> [OBJECTIVE]:
Repeat every line exactly, keeping the pictures out of the copy.

> [DATASET EXCERPT]:

╭──

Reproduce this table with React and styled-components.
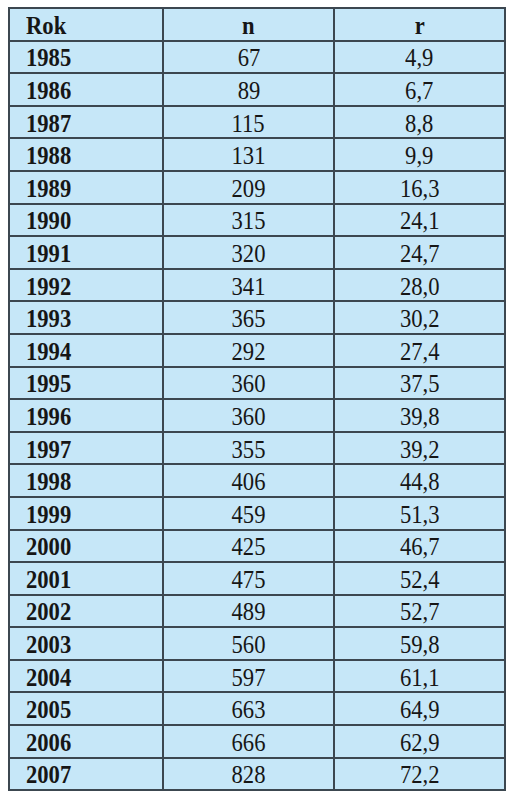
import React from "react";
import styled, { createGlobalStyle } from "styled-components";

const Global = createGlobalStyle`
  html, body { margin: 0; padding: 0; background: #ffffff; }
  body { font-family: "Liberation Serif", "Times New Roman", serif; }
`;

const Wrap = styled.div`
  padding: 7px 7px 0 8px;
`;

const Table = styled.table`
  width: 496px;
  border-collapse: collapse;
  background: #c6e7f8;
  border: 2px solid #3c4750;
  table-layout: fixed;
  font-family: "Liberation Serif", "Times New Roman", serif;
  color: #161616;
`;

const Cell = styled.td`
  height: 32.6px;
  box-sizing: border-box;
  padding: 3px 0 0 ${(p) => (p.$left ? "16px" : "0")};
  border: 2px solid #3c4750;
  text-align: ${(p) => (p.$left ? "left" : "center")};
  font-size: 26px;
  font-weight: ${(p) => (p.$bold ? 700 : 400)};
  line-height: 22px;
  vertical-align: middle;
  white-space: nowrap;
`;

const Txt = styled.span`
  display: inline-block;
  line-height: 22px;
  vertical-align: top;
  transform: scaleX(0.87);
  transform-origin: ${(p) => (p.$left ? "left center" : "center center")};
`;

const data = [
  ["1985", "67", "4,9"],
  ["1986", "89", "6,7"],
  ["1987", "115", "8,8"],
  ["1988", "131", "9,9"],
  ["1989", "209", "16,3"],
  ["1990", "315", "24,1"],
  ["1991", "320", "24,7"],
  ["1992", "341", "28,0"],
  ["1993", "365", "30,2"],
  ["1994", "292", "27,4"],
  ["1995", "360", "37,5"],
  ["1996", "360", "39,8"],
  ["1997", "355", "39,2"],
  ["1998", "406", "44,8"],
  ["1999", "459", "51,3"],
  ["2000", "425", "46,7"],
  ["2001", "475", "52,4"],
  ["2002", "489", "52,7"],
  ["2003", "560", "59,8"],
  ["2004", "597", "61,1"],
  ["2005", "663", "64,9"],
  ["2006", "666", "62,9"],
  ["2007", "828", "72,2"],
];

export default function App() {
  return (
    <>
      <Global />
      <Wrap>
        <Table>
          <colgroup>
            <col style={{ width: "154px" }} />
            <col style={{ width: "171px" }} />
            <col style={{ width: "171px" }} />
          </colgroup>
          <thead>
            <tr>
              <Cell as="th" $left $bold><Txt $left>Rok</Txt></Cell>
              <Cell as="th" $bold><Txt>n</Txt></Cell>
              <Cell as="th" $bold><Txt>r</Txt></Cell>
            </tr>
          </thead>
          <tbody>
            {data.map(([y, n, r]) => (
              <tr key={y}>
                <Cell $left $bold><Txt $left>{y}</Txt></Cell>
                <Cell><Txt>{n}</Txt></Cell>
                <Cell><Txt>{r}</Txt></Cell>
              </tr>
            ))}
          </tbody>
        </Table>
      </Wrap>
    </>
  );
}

╰──

> [WORKED ANSWER]:
Reproduce this table with React and styled-components.
import React from "react";
import styled, { createGlobalStyle } from "styled-components";

const Global = createGlobalStyle`
  html, body { margin: 0; padding: 0; background: #ffffff; }
  body { font-family: "Liberation Serif", "Times New Roman", serif; }
`;

const Wrap = styled.div`
  padding: 7px 7px 0 8px;
`;

const Table = styled.table`
  width: 496px;
  border-collapse: collapse;
  background: #c6e7f8;
  border: 2px solid #3c4750;
  table-layout: fixed;
  font-family: "Liberation Serif", "Times New Roman", serif;
  color: #161616;
`;

const Cell = styled.td`
  height: 32.6px;
  box-sizing: border-box;
  padding: 3px 0 0 ${(p) => (p.$left ? "16px" : "0")};
  border: 2px solid #3c4750;
  text-align: ${(p) => (p.$left ? "left" : "center")};
  font-size: 26px;
  font-weight: ${(p) => (p.$bold ? 700 : 400)};
  line-height: 22px;
  vertical-align: middle;
  white-space: nowrap;
`;

const Txt = styled.span`
  display: inline-block;
  line-height: 22px;
  vertical-align: top;
  transform: scaleX(0.87);
  transform-origin: ${(p) => (p.$left ? "left center" : "center center")};
`;

const data = [
  ["1985", "67", "4,9"],
  ["1986", "89", "6,7"],
  ["1987", "115", "8,8"],
  ["1988", "131", "9,9"],
  ["1989", "209", "16,3"],
  ["1990", "315", "24,1"],
  ["1991", "320", "24,7"],
  ["1992", "341", "28,0"],
  ["1993", "365", "30,2"],
  ["1994", "292", "27,4"],
  ["1995", "360", "37,5"],
  ["1996", "360", "39,8"],
  ["1997", "355", "39,2"],
  ["1998", "406", "44,8"],
  ["1999", "459", "51,3"],
  ["2000", "425", "46,7"],
  ["2001", "475", "52,4"],
  ["2002", "489", "52,7"],
  ["2003", "560", "59,8"],
  ["2004", "597", "61,1"],
  ["2005", "663", "64,9"],
  ["2006", "666", "62,9"],
  ["2007", "828", "72,2"],
];

export default function App() {
  return (
    <>
      <Global />
      <Wrap>
        <Table>
          <colgroup>
            <col style={{ width: "154px" }} />
            <col style={{ width: "171px" }} />
            <col style={{ width: "171px" }} />
          </colgroup>
          <thead>
            <tr>
              <Cell as="th" $left $bold><Txt $left>Rok</Txt></Cell>
              <Cell as="th" $bold><Txt>n</Txt></Cell>
              <Cell as="th" $bold><Txt>r</Txt></Cell>
            </tr>
          </thead>
          <tbody>
            {data.map(([y, n, r]) => (
              <tr key={y}>
                <Cell $left $bold><Txt $left>{y}</Txt></Cell>
                <Cell><Txt>{n}</Txt></Cell>
                <Cell><Txt>{r}</Txt></Cell>
              </tr>
            ))}
          </tbody>
        </Table>
      </Wrap>
    </>
  );
}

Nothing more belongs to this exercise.